Cooperation between Tajikistan and Georgia has great potential.  In particular, Tajikistan could benefit from Georgia’s successful reform experience, including police reforms and the integration of national minorities, Navrouz Karimov, a member of the CABAR.asia School of Analytics, noted on September 25.

Tajikistan and Georgia are reportedly similar in many ways.  Both countries were once part of the Soviet Union; the territories are predominantly mountainous and are in Russia’s sphere of interest.  Unlike Tajikistan, which has chosen to remain a loyal ally of Russia, Georgia has always tried to move toward the West.

The first years of independence saw civil wars for power in both countries, which lasted until 1993 in Georgia and until 1997 in Tajikistan.

Emomali Rahmon, who assumed the presidency in Tajikistan in 1994, has been in power unchallenged to this day.  In Georgia, on the other hand, the opposition is still active and power changes periodically.

The conditions for reforms in Georgia were reportedly formed by the so-called “Rose Revolution” of 2003, during which the corrupt regime of President Eduard Shevardnadze was overthrown.  President Mikheil Saakashvili, who won the elections, introduced a series of reforms in the legislative, executive, and judicial branches of power.
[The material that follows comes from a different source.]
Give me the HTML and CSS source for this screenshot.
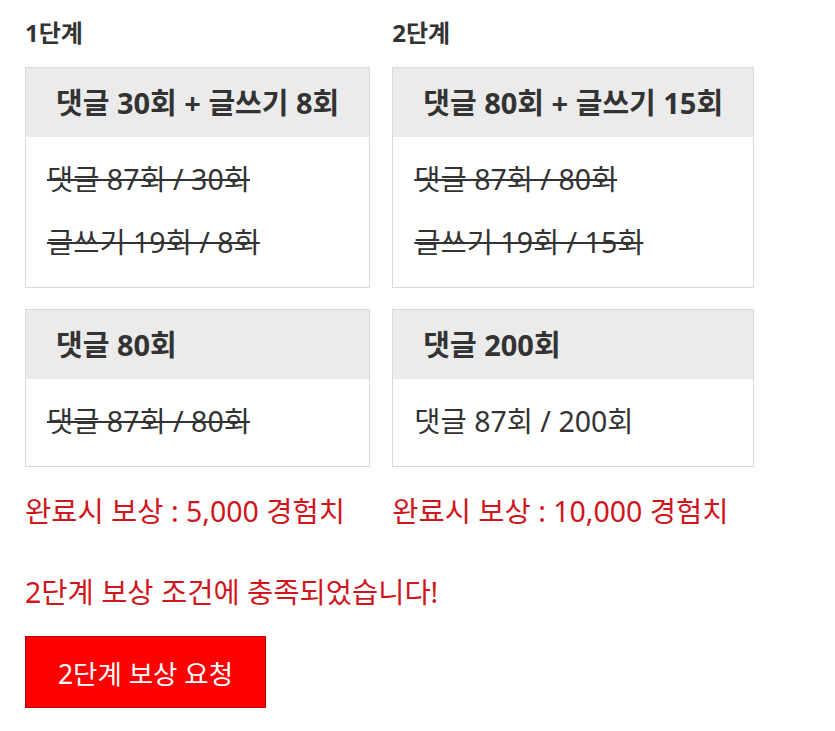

Amid euphoria and popular thirst for change, these reforms have reportedly been swift, not always successful. But Saakashvili was able to significantly reduce the level of corruption in the country.

In Transparency International’s 2021 Corruption Perception Index, Georgia ranks 55th, while Tajikistan ranks 150th.  And in the World Bank’s 2020 Ease of Doing Business, Georgia ranks 7th, while Tajikistan is 106th.

The analyst notes that Tajikistan’s low development indicators in relation to Georgia can be explained by the fact that the reforms implemented in Tajikistan are fragmented, often their potential is not realized, and changes remain only on paper.

The article says Georgia’s experience with the integration of ethnic minorities is a worthwhile topic of research.  Especially because it takes place in conditions when about 20% of Georgian territories – Abkhazia and South Ossetia – are occupied by Russia.  Being in isolation, the state program for the integration of national minorities does not apply to the residents of these territories. But the government is reportedly trying to create the necessary infrastructure on the borders of Abkhazia and South Ossetia by building hospitals there.

In addition, there has reportedly been an attempt to issue so-called neutral passports, recognized by the UN, in which citizenship is not specified, but they allow residents of the self-proclaimed republics to visit a limited number of foreign countries.  The idea was that minorities who did not want Georgian citizenship, for the time being, would agree to an intermediate (neutral) document and refuse Russian passports.

This idea, however, did not become popular because the neutral document gave no preferences, while the Russian passport allowed people to receive salaries and pensions. In addition, people still perceived these passports as Georgian.

The educational program “4+1” which allowed applicants from national minorities to take general knowledge examinations in their native language can be considered more successful.  And before passing to profile disciplines – students have to study the Georgian language for 1 year.

There are also separate public organizations in Georgia that deal with issues of ethnic minorities.

In Tajikistan, issues of integration of national minorities do not receive as much attention as “national unity”.  According to Karimov, it can only be assumed that the Tajik authorities fear a split in society and the emergence of conflict situations.

Expert also notes that the problems faced by Tajikistan and Georgia are similar in many respects. Among them is the need to diversify the economy from overdependence on Russia.